First Baker's Percent Dough I used for Pizza :)

This was my first journey into making pizza, that would help me to become successful in learning more eventually.

This was the first dough formula I used and Pete-zza (Peter) set-forth for me to try. This is a lower hydration, NY Style dough.  If you want to scale it up or down, you can do that by using the Lehmann Pizza Dough Calculator.  By what I mean by scaling up or down, is you can select the size of dough balls, the kind of hydration you might want to use, and also you can change the thickness factor or amounts of other ingedients to be tried. I didn’t have a specific thickness factor at the time, so I am just going to use .10 to give an example.  This formula is for one dough ball for a 16" pizza. http://www.pizzamaking.com/dough_calculator.html

Flour (100%):    353.93 g  |  12.48 oz | 0.78 lbs
Water (58%):    205.28 g  |  7.24 oz | 0.45 lbs
IDY (0.30%):    1.06 g | 0.04 oz | 0 lbs | 0.35 tsp | 0.12 tbsp
Salt (1.75%):     6.19 g | 0.22 oz | 0.01 lbs | 1.29 tsp | 0.43 tbsp
Oil (1%):                 3.54 g | 0.12 oz | 0.01 lbs | 0.79 tsp | 0.26 tbsp
Total (161.05%): 570.01 g | 20.11 oz | 1.26 lbs | TF = 0.1

This was my beginning on knowledge to learn about pizza making.  I have appreciated all the help I have been given.  I had many flops in managing my pizza dough and also had many other problems with opening a pizza skin, fermenting the dough too much, balling the dough, and many others.  If you want to learn to make pizza dough, in a short time you should be able to achieve your goals.

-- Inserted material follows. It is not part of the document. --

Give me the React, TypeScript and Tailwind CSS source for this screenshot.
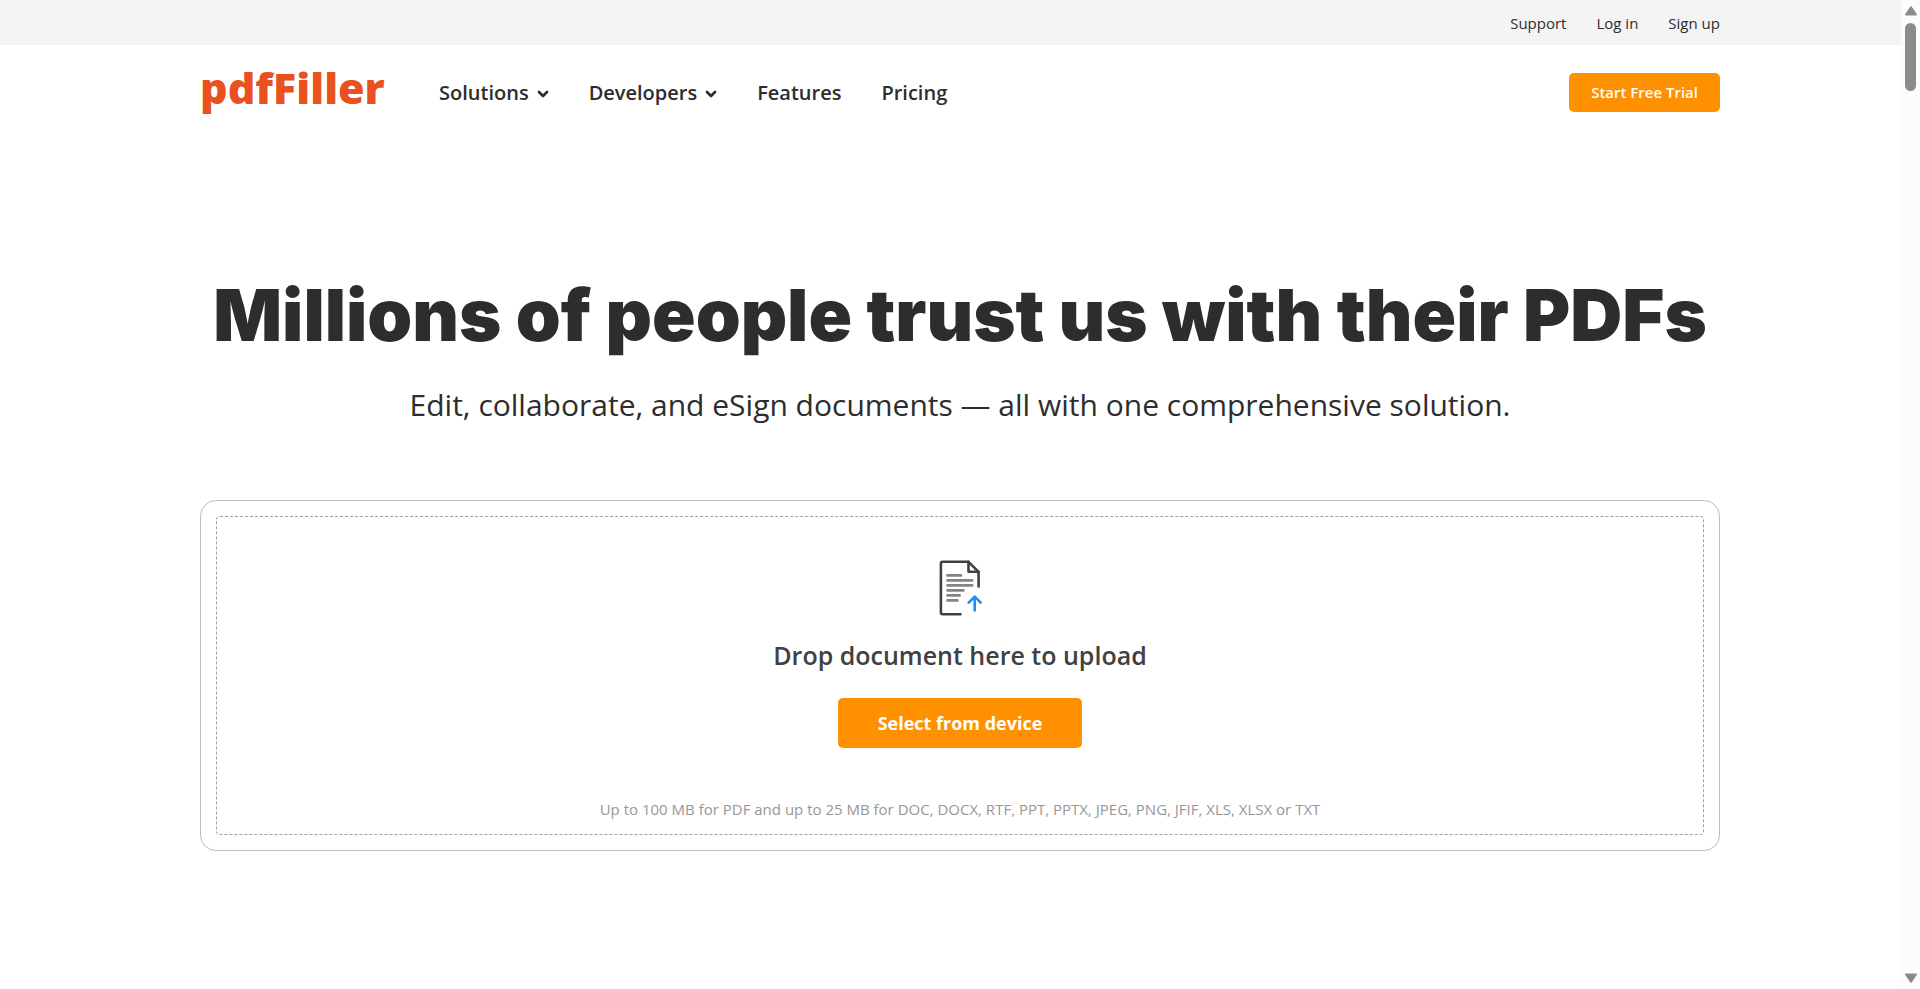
function Chevron() {
  return (
    <svg width="12" height="8" viewBox="0 0 12 8" fill="none" aria-hidden="true" className="mt-0.5">
      <path d="M2 2l4 4 4-4" stroke="#2d2d2d" strokeWidth="2.8" strokeLinecap="round" strokeLinejoin="round" />
    </svg>
  );
}

function UploadIcon() {
  return (
    <svg width="44" height="56" viewBox="0 0 44 56" fill="none" aria-hidden="true">
      <g strokeLinecap="round" strokeLinejoin="round">
        <path
          d="M22.5 54.2H4.5Q2.9 54.2 2.9 52.6V3.4Q2.9 1.8 4.5 1.8H30.5L40.6 11.8V26.5"
          stroke="#414141"
          strokeWidth="2.6"
        />
        <path d="M30.5 1.8V11.8H40.6" stroke="#414141" strokeWidth="2.6" />
        <path
          d="M9.5 15.4H23M9.5 20.4H34.2M9.5 25.4H34.2M9.5 30.4H25.4M9.5 35.4H21.7M9.5 40.4H19.4"
          stroke="#838383"
          strokeWidth="2.6"
        />
        <path d="M36.7 50.5V36.8M30.7 42.6L36.7 36.6L42.7 42.6" stroke="#1d8ff2" strokeWidth="2.6" />
      </g>
    </svg>
  );
}

const utilityLinks = ["Support", "Log in", "Sign up"];

const navItems = [
  { label: "Solutions", menu: true },
  { label: "Developers", menu: true },
  { label: "Features", menu: false },
  { label: "Pricing", menu: false },
];

function PageScrollbar() {
  return (
    <div className="fixed inset-y-0 right-0 flex w-[19px] flex-col items-center bg-[#fcfcfc] py-1.5" aria-hidden="true">
      <svg width="14" height="10" viewBox="0 0 14 10">
        <path d="M7 1L12.2 8.6H1.8Z" fill="#8b8b8b" stroke="#8b8b8b" strokeWidth="1.6" strokeLinejoin="round" />
      </svg>
      <div className="mt-[7px] h-[68px] w-[11px] rounded-full bg-[#8b8b8b]" />
      <svg width="14" height="10" viewBox="0 0 14 10" className="mt-auto">
        <path d="M7 9L12.2 1.4H1.8Z" fill="#8b8b8b" stroke="#8b8b8b" strokeWidth="1.6" strokeLinejoin="round" />
      </svg>
    </div>
  );
}

export default function App() {
  return (
    <div className='min-h-screen bg-white font-["Open_Sans",sans-serif] text-[#2d2d2d]'>
      <div className="bg-[#f4f4f4]">
        <nav className="mx-auto flex h-[45px] max-w-[1520px] items-center justify-end gap-[30px]" aria-label="Account">
          {utilityLinks.map((label) => (
            <a key={label} href="#" className="text-[15px] leading-5">
              {label}
            </a>
          ))}
        </nav>
      </div>

      <header className="mx-auto flex h-[95px] max-w-[1520px] items-center">
        <a href="#" className="w-[239px] pb-2.5 text-[43px] leading-[60px] font-extrabold text-[#ea5120]">
          pdfFiller
        </a>
        <nav className="flex items-center gap-10" aria-label="Main">
          {navItems.map((item) =>
            item.menu ? (
              <button key={item.label} type="button" className="flex items-center gap-2 text-xl font-semibold">
                {item.label}
                <Chevron />
              </button>
            ) : (
              <a key={item.label} href="#" className="text-xl font-semibold">
                {item.label}
              </a>
            ),
          )}
        </nav>
        <button
          type="button"
          className="ml-auto h-[39px] rounded-[5px] bg-[#ff9100] px-[22px] text-[15px] font-semibold text-white"
        >
          Start Free Trial
        </button>
      </header>

      <main className="mx-auto max-w-[1520px] pt-[131px] pb-16 text-center">
        <h1 className='font-["Inter",sans-serif] text-[72px] leading-[88px] font-black'>
          Millions of people trust us with their PDFs
        </h1>
        <p className="mt-[26px] text-3xl leading-10">
          Edit, collaborate, and eSign documents — all with one comprehensive solution.
        </p>
        <section className="mt-[75px] rounded-2xl border border-[#bdbdbd] p-[15px]">
          <div className="flex flex-col items-center rounded border border-dashed border-[#a0a0a0] pt-[43px] pb-[13px]">
            <UploadIcon />
            <h2 className="mt-[19px] text-[25px] leading-10 font-semibold text-[#414141]">
              Drop document here to upload
            </h2>
            <button
              type="button"
              className="mt-[23px] h-[50px] rounded-[5px] bg-[#ff9100] px-10 text-lg font-bold text-white"
            >
              Select from device
            </button>
            <p className="mt-[49px] text-[15px] leading-6 text-[#979797]">
              Up to 100 MB for PDF and up to 25 MB for DOC, DOCX, RTF, PPT, PPTX, JPEG, PNG, JFIF, XLS, XLSX or TXT
            </p>
          </div>
        </section>
      </main>

      <PageScrollbar />
    </div>
  );
}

These are some pictures of my first pizzas.  As you can see, my pizzas have changed since learning more about making pizzas.
Many Thanks to everyone that has helped me learn! :)

As can be seen on the above pictures, I had a lot to learn about making a decent pizza.  Although I had a great formula, there was so many things I didn't understand about dough at that time.  These pictures were taken in April, 2009. The two people in these pictures are my mother and granddaughter.